One of the craziest aspects about Blockchain technology is that we don’t know who created it. And yet, it’s worth billions. Although the maker’s identity is still one big secret, it hasn’t stopped people from trading bitcoins or buying houses in crypto. Blockchain developer at Blockchain Labs, Roman Storm, says that “pretty much every single industry will, at some point, be affected by Blockchain technology.”
It’s actually a good thing that we don’t know who’s behind Bitcoin’s Blockchain because it leaves plenty of room for people to speculate, make assumptions, and even claim ownership. Rumor has it that the famous Satoshi Nakamoto is a 37-year old Japanese, although the people who actually talked to him debunked the myth highlighting his perfect English accent.
Ethereum’s maker on the other hand, is a 24-year old Russian-Canadian genius programmer who developed the second most powerful type of Blockchain at age 18. One of the most insane facts about Ethereum Blockchain is that you can build DApps (decentralized apps) on it. Think Kryptokitties or EtherCraft, the most popular game on the network with over 100k weekly transactions.

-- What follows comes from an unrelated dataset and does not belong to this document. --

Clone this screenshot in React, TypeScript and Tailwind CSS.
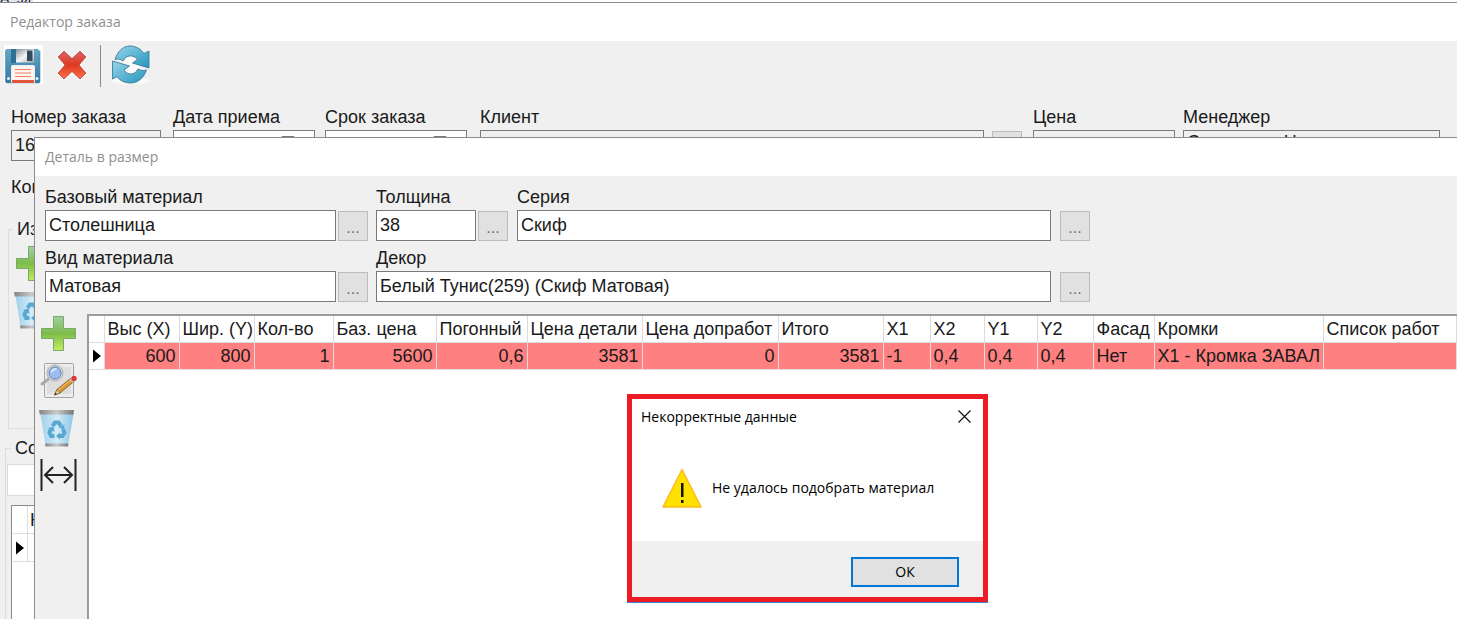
import type { ReactNode } from "react";

const columns = [
  { title: "Выс (X)", value: "600", width: "w-[75px]", right: true },
  { title: "Шир. (Y)", value: "800", width: "w-[75px]", right: true },
  { title: "Кол-во", value: "1", width: "w-[79px]", right: true },
  { title: "Баз. цена", value: "5600", width: "w-[103px]", right: true },
  { title: "Погонный", value: "0,6", width: "w-[91px]", right: true },
  { title: "Цена детали", value: "3581", width: "w-[115px]", right: true },
  { title: "Цена допработ", value: "0", width: "w-[136px]", right: true },
  { title: "Итого", value: "3581", width: "w-[105px]", right: true },
  { title: "X1", value: "-1", width: "w-[47px]", right: false },
  { title: "X2", value: "0,4", width: "w-[54px]", right: false },
  { title: "Y1", value: "0,4", width: "w-[53px]", right: false },
  { title: "Y2", value: "0,4", width: "w-[56px]", right: false },
  { title: "Фасад", value: "Нет", width: "w-[61px]", right: false },
  { title: "Кромки", value: "X1 - Кромка ЗАВАЛ", width: "w-[169px]", right: false },
  { title: "Список работ", value: "", width: "", right: false },
];

function SaveIcon() {
  return (
    <svg width="39" height="39" viewBox="0 0 39 39">
      <defs>
        <linearGradient id="saveBody" x1="0" y1="0" x2="0" y2="1">
          <stop offset="0" stopColor="#62a5c6" />
          <stop offset="1" stopColor="#36789f" />
        </linearGradient>
        <linearGradient id="saveShutter" x1="0" y1="0" x2="1" y2="1">
          <stop offset="0" stopColor="#8e959a" />
          <stop offset="0.5" stopColor="#f4f5f6" />
          <stop offset="1" stopColor="#a5abb0" />
        </linearGradient>
      </defs>
      <rect width="39" height="39" fill="#fff" />
      <path d="M1.500 6 q0-1.500 1.500-1.500 h31 l2 2 v30 q0 1.500-1.500 1.500 h-31.500 q-1.500 0-1.500-1.500z" fill="url(#saveBody)" stroke="#4b88aa" strokeWidth="0.600" />
      <rect x="7" y="4" width="5" height="14" fill="#2f6e95" />
      <rect x="12" y="4.500" width="18" height="13" fill="url(#saveShutter)" />
      <rect x="23" y="5.500" width="5.500" height="10.500" fill="#34495a" />
      <rect x="7.500" y="20.500" width="23" height="17.500" rx="1" fill="#fdf3ef" stroke="#e8eef2" />
      <rect x="8" y="35" width="22" height="3" fill="#e4553a" />
      <path d="M11 24.500 h16 M11 28 h16 M11 31.500 h16" stroke="#ee8064" strokeWidth="1.200" />
      <circle cx="4.500" cy="33.500" r="1.500" fill="#e6f2f8" />
      <circle cx="33" cy="33.500" r="1.500" fill="#e6f2f8" />
    </svg>
  );
}

function CrossIcon() {
  return (
    <svg width="34" height="34" viewBox="0 0 34 34">
      <defs>
        <linearGradient id="cross" x1="0" y1="0" x2="0" y2="1">
          <stop offset="0" stopColor="#d9656a" />
          <stop offset="0.500" stopColor="#e03a20" />
          <stop offset="1" stopColor="#ff7049" />
        </linearGradient>
      </defs>
      <path
        d="M9 3 L17 10.500 L25 3 L31 9 L24 17 L31 25 L25 31 L17 23.500 L9 31 L3 25 L10 17 L3 9z"
        fill="url(#cross)"
        stroke="#fff"
        strokeWidth="3"
        strokeLinejoin="round"
      />
      <path
        d="M9 3 L17 10.500 L25 3 L31 9 L24 17 L31 25 L25 31 L17 23.500 L9 31 L3 25 L10 17 L3 9z"
        fill="url(#cross)"
        stroke="#a8483c"
        strokeWidth="0.800"
        strokeLinejoin="round"
      />
    </svg>
  );
}

function RefreshIcon() {
  return (
    <svg width="40" height="40" viewBox="0 0 40 40">
      <defs>
        <linearGradient id="refresh" x1="0" y1="0" x2="1" y2="1">
          <stop offset="0" stopColor="#9ad6ea" />
          <stop offset="1" stopColor="#2294bd" />
        </linearGradient>
      </defs>
      <ellipse cx="20" cy="36" rx="19" ry="3.500" fill="#fafafa" />
      <circle cx="20" cy="19.500" r="9" fill="#fafafa" />
      <g fill="url(#refresh)" stroke="#3b7f98" strokeWidth="0.900" strokeLinejoin="round">
        <path d="M4 14.500 C7 5 13 1 19 1 C25 1 30 4 33 8.500 L38 6 V23 L21.500 18 L26.500 14.500 C22 9 15 10 12 16 C9.500 14 7 13.500 4 14.500z" />
        <path d="M1.500 16 L18.500 21 L13 25 C17 31 24 30 27 24 C29.500 25.500 32 26 35.500 25 C32 35 25 38 20 38 C14 38 9 36 6 31.500 L1.500 34z" />
      </g>
    </svg>
  );
}

function PlusIcon() {
  return (
    <svg width="38" height="37" viewBox="-1 0 38 37">
      <defs>
        <linearGradient id="plus" x1="0" y1="0" x2="0" y2="1">
          <stop offset="0" stopColor="#a3cfa4" />
          <stop offset="0.500" stopColor="#7cbc4a" />
          <stop offset="1" stopColor="#c3ee62" />
        </linearGradient>
      </defs>
      <path
        d="M13.500 1.500 h10 v12 h12 v10 h-12 v12 h-10 v-12 h-12 v-10 h12z"
        fill="url(#plus)"
        stroke="#7aa86a"
        strokeWidth="1"
      />
    </svg>
  );
}

function EditIcon() {
  return (
    <svg width="38" height="37" viewBox="-1 0 38 37">
      <rect x="4.500" y="1.500" width="29" height="34" rx="1" fill="#ececec" stroke="#a4a4a4" />
      <rect x="7" y="5" width="24" height="27" fill="#dedede" />
      <path d="M2 22 L8 17.500" stroke="#a9a9a9" strokeWidth="3" strokeLinecap="round" />
      <circle cx="15" cy="11" r="8" fill="#d5d5d5" stroke="#b0b0b0" />
      <circle cx="15" cy="11" r="6" fill="#9dbdec" stroke="#5f83c2" />
      <path d="M11.500 10.500 q1-3.500 5-3.500" stroke="#dbe8fb" strokeWidth="2" fill="none" />
      <path d="M14.500 33 L17 27.500 L31 16 L34 19.500 L20 31z" fill="#d9982f" stroke="#7b5a22" strokeWidth="0.800" />
      <path d="M18 28.500 L32 17" stroke="#f4c875" strokeWidth="1" />
      <path d="M14.500 33 L17 27.500 L20 31z" fill="#e8cfa0" stroke="#6d5020" strokeWidth="0.600" />
      <path d="M14.500 33 l1-2.200 l1.200 1.300z" fill="#222" />
      <path d="M29.500 17.300 L31.500 15.700 L34.500 19 L32.500 20.700z" fill="#c4c4c4" />
      <circle cx="34" cy="16.500" r="2.700" fill="#dd3b36" />
    </svg>
  );
}

function BinIcon() {
  return (
    <svg width="37" height="39" viewBox="0 0 37 39">
      <defs>
        <linearGradient id="bin" x1="0" y1="0" x2="1" y2="0">
          <stop offset="0" stopColor="#9fd0ea" />
          <stop offset="0.500" stopColor="#d3ecf8" />
          <stop offset="1" stopColor="#8dc5e4" />
        </linearGradient>
        <linearGradient id="binRim" x1="0" y1="0" x2="1" y2="0">
          <stop offset="0" stopColor="#858585" />
          <stop offset="0.500" stopColor="#c9c9c9" />
          <stop offset="1" stopColor="#777" />
        </linearGradient>
      </defs>
      <path d="M1.500 5 H34.500 L29 36 H6.500z" fill="url(#bin)" />
      <path d="M0 1 H35 L34.500 5.500 H0.800z" fill="url(#binRim)" />
      <path d="M6 34.500 H29.500 L29 37.500 H6.500z" fill="url(#binRim)" />
      <g fill="none" stroke="#5aa7d2" strokeWidth="4">
        <path d="M13.500 17 L16 13.500 H19.500 L22 17" />
        <path d="M24 20 L25.500 23.500 L23.500 27 H19.500" />
        <path d="M15.500 27 H12 L10.500 23.500 L12 20" />
      </g>
      <path d="M19.500 18.500 l6-3 l-0.500 5z M21 23.500 v7 l-4-3.500z M9 19 l5.500-1.500 l1 5.500z" fill="#5aa7d2" />
    </svg>
  );
}

function WidthIcon() {
  return (
    <svg width="38" height="34" viewBox="-1 0 38 34" fill="none" stroke="#222">
      <path d="M1.500 1 V33 M35.500 1 V33" strokeWidth="2" />
      <path d="M5 17 H32 M13 9 L5 17 L13 25 M24 9 L32 17 L24 25" strokeWidth="2" />
    </svg>
  );
}

function WarningIcon() {
  return (
    <svg width="40" height="40" viewBox="0 0 40 40" className="shrink-0">
      <path d="M20 1.500 L39 39 H1z" fill="#ffe100" stroke="#fdbb1e" strokeWidth="1.500" strokeLinejoin="round" />
      <rect x="19" y="15" width="2.500" height="14" fill="#111" />
      <rect x="19" y="32" width="2.500" height="3" fill="#111" />
    </svg>
  );
}

function Marker() {
  return (
    <svg width="8" height="14" viewBox="0 0 8 14">
      <path d="M0 0.500 L8 7 L0 13.500z" fill="#000" />
    </svg>
  );
}

function MoreButton({ label }: { label: string }) {
  return (
    <button
      type="button"
      aria-label={label}
      className="flex h-[30px] w-[30px] shrink-0 items-end justify-center border border-[#bcbcbc] bg-[#e1e1e1] text-base leading-6 text-[#707070]"
    >
      ...
    </button>
  );
}

type FieldProps = {
  id: string;
  label: string;
  value?: string;
  className: string;
  inputClass?: string;
  readOnly?: boolean;
  children?: ReactNode;
};

function Field({ id, label, value = "", className, inputClass = "", readOnly, children }: FieldProps) {
  return (
    <div className={`relative flex flex-col ${className}`}>
      <label htmlFor={id} className="h-7 whitespace-nowrap leading-[30px]">
        {label}
      </label>
      <input
        id={id}
        defaultValue={value}
        readOnly={readOnly}
        className={`h-[31px] w-full border border-[#7a7a7a] bg-white px-[3px] read-only:bg-[#f0f0f0] focus:outline-none ${inputClass}`}
      />
      {children}
    </div>
  );
}

function CalendarMark() {
  return (
    <svg width="14" height="14" viewBox="0 0 14 14" className="absolute right-5 bottom-3">
      <path d="M1 1.500 H13 V13 H1z" fill="none" stroke="#777" />
    </svg>
  );
}

function OrderWindow() {
  return (
    <section className="flex min-h-screen flex-col">
      <div className="flex h-[2px] items-end overflow-hidden bg-white text-sm leading-2">
        <span className="w-[33px] bg-[#dfe5ee]">А&nbsp; зя</span>
      </div>
      <header className="h-[39px] border-t border-[#8c8c8c] bg-white px-[10px] font-['Open_Sans',sans-serif] text-sm leading-[38px] text-[#8f8f8f]">
        Редактор заказа
      </header>

      <div className="flex items-start pt-1 pl-1">
        <button type="button" aria-label="Сохранить">
          <SaveIcon />
        </button>
        <button type="button" aria-label="Отменить" className="mt-[3px] ml-3">
          <CrossIcon />
        </button>
        <span className="ml-[11px] h-[42px] w-px bg-[#8a8a8a]" />
        <button type="button" aria-label="Обновить" className="ml-[10px]">
          <RefreshIcon />
        </button>
      </div>

      <div className="flex items-end pt-[15px] pr-[17px] pl-[11px]">
        <Field id="number" label="Номер заказа" value="1621" readOnly className="w-[150px]" />
        <Field id="accepted" label="Дата приема" className="ml-3 w-[142px]">
          <CalendarMark />
        </Field>
        <Field id="deadline" label="Срок заказа" className="ml-[10px] w-[142px]">
          <CalendarMark />
        </Field>
        <Field id="client" label="Клиент" readOnly className="ml-[13px] min-w-0 flex-1" />
        <div className="ml-2">
          <MoreButton label="Выбрать клиента" />
        </div>
        <Field id="price" label="Цена" readOnly className="ml-[11px] w-[142px]" />
        <Field
          id="manager"
          label="Менеджер"
          value="Соловьева Н"
          readOnly
          className="ml-2 w-[257px]"
          inputClass="pb-[6px]"
        />
      </div>

      <p className="ml-[11px] w-6 overflow-hidden pt-3 leading-7">Ком</p>

      <fieldset className="mt-4 ml-2 h-[212px] border border-[#dcdcdc] pl-1">
        <legend className="px-1 leading-6">Изделия</legend>
        <div className="flex flex-col items-start gap-[9px] pt-1 pl-px">
          <PlusIcon />
          <BinIcon />
        </div>
      </fieldset>

      <fieldset className="mt-[7px] ml-[5px] flex-1 border border-[#dcdcdc] pl-px">
        <legend className="ml-1 px-1 leading-6">Состав</legend>
        <div className="mt-1 h-8 border border-[#dcdcdc] bg-white" />
        <div className="mt-[9px] ml-1 h-[114px] border-t border-l border-[#8a8a8a] bg-white pl-px">
          <div className="flex h-7 border-b border-[#dcdcdc]">
            <span className="w-[15px] border-r border-[#dcdcdc]" />
            <span className="pl-[2px] leading-7">Наименование</span>
          </div>
          <div className="flex h-7 border-b border-[#dcdcdc]">
            <span className="flex w-[15px] items-center justify-center border-r border-[#dcdcdc]">
              <Marker />
            </span>
          </div>
        </div>
      </fieldset>
    </section>
  );
}

function DetailTable() {
  return (
    <div className="min-w-0 flex-1 overflow-hidden border-t-2 border-l-2 border-[#9c9c9c] bg-white">
      <table className="w-full table-fixed border-collapse leading-[26px]">
        <thead>
          <tr>
            <th className="w-[15px] border-r border-b border-[#dcdcdc] p-0" />
            {columns.map((col) => (
              <th
                key={col.title}
                className={`overflow-hidden border-r border-b border-[#dcdcdc] p-0 pl-[3px] text-left font-normal whitespace-nowrap ${col.width}`}
              >
                {col.title}
              </th>
            ))}
          </tr>
        </thead>
        <tbody>
          <tr>
            <td className="border-r border-b border-[#dcdcdc] p-0 pl-1">
              <Marker />
            </td>
            {columns.map((col) => (
              <td
                key={col.title}
                className={`overflow-hidden border-r border-b border-[#e4dcdc] bg-[#ff8080] p-0 px-[3px] whitespace-nowrap ${col.right ? "text-right" : "text-left"}`}
              >
                {col.value}
              </td>
            ))}
          </tr>
        </tbody>
      </table>
    </div>
  );
}

function DetailWindow() {
  return (
    <section className="absolute top-[137px] right-0 bottom-0 left-[34px] flex flex-col border-t border-l border-[#8c8c8c] bg-[#f0f0f0]">
      <header className="h-[38px] bg-white px-[10px] font-['Open_Sans',sans-serif] text-sm leading-[38px] text-[#8f8f8f]">
        Деталь в размер
      </header>

      <div className="flex w-full max-w-[1055px] flex-col gap-[2px] pt-[6px] pl-[10px]">
        <div className="flex items-end">
          <Field id="material" label="Базовый материал" value="Столешница" className="w-[291px]" />
          <div className="ml-[2px]">
            <MoreButton label="Выбрать материал" />
          </div>
          <Field id="thickness" label="Толщина" value="38" className="ml-2 w-[100px]" />
          <div className="ml-[2px]">
            <MoreButton label="Выбрать толщину" />
          </div>
          <Field id="series" label="Серия" value="Скиф" className="ml-[9px] min-w-0 flex-1" />
          <div className="ml-[9px]">
            <MoreButton label="Выбрать серию" />
          </div>
        </div>
        <div className="flex items-end">
          <Field id="kind" label="Вид материала" value="Матовая" className="w-[291px]" />
          <div className="ml-[2px]">
            <MoreButton label="Выбрать вид" />
          </div>
          <Field
            id="decor"
            label="Декор"
            value="Белый Тунис(259) (Скиф Матовая)"
            className="ml-2 min-w-0 flex-1"
          />
          <div className="ml-[9px]">
            <MoreButton label="Выбрать декор" />
          </div>
        </div>
      </div>

      <div className="flex flex-1 pt-3">
        <div className="flex w-[52px] flex-col items-start gap-[10px] pt-[1px] pl-1">
          <button type="button" aria-label="Добавить">
            <PlusIcon />
          </button>
          <button type="button" aria-label="Изменить">
            <EditIcon />
          </button>
          <button type="button" aria-label="Удалить">
            <BinIcon />
          </button>
          <button type="button" aria-label="Размер">
            <WidthIcon />
          </button>
        </div>
        <DetailTable />
      </div>
    </section>
  );
}

function ErrorDialog() {
  return (
    <div
      role="alertdialog"
      aria-labelledby="error-title"
      className="absolute top-[394px] left-[627px] w-[361px] border-5 border-[#ed1c24] bg-white font-['Open_Sans',sans-serif] text-sm text-black shadow-[0_1px_0_0_#2f86d6]"
    >
      <div className="flex h-[35px] items-center justify-between pr-3 pl-[9px]">
        <h2 id="error-title">Некорректные данные</h2>
        <button type="button" aria-label="Закрыть">
          <svg width="13" height="13" viewBox="0 0 13 13" stroke="#111" strokeWidth="1.200">
            <path d="M0.500 0.500 L12.500 12.500 M12.500 0.500 L0.500 12.500" />
          </svg>
        </button>
      </div>
      <div className="flex h-[107px] items-center gap-[10px] pl-[30px]">
        <WarningIcon />
        <p>Не удалось подобрать материал</p>
      </div>
      <div className="flex h-14 items-center justify-end bg-[#f0f0f0] pt-[6px] pr-6">
        <button type="button" className="h-[30px] w-[108px] border-2 border-[#0078d7] bg-[#e1e1e1]">
          ОК
        </button>
      </div>
    </div>
  );
}

export default function App() {
  return (
    <main className="relative h-screen overflow-hidden bg-[#f0f0f0] font-['Liberation_Sans',Arial,sans-serif] text-lg text-[#1a1a1a]">
      <OrderWindow />
      <DetailWindow />
      <ErrorDialog />
    </main>
  );
}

As opposed to the Bitcoin blockchain, the Ethereum network is a decentralized programming platform, which basically means crypto tokens can’t be mined. To be able to execute functions, Ether is the digital currency “fueling” the blockchain. Inspired by Bitcoin, Vitalik went beyond with its own idea to solve some core issues, including transaction time and transparency.
Last but not least, we have an insane aspect of Blockchain technology that will knock your socks off. Enters the scene IOTA, a cryptocurrency that substitutes conventional blockchains with its DAG approach, or The Tangle. Still in its early stages, IOTA is looking to build a fully decentralized and secure ecosystem for the IoT (Internet of Things).
The mere fact that IOTA doesn’t use a Blockchain is what makes it so unique. The DAG system is superior to existing consensus because it solves one major concern associated with Ethereum – the fact that the network hasn’t figured out (yet) how to implement the proof-of-stake protocol. Rumor has it that the alternative could be IOTA’s DAG. With the Internet of Things at its core, IOTA is an ambitious project that could revolutionize Blockchain technology sometime in the future with its scalability potential.
“Blockchain” is today’s most popular word in the tech world. Lots of companies are revamping their business models by adding “powered by Blockchain technology” to look more interesting. But the truth is, it’s not that easy to get out of a centralized system when you are bound to abide by the rules of a centralized economy. New startups are making attempts to get the best of both worlds. Some of them run off to crypto-friendly countries like Germany, Switzerland, and Japan; others are trying to fight the system in the hopes that governments will finally understand that Blockchain technology is here to stay.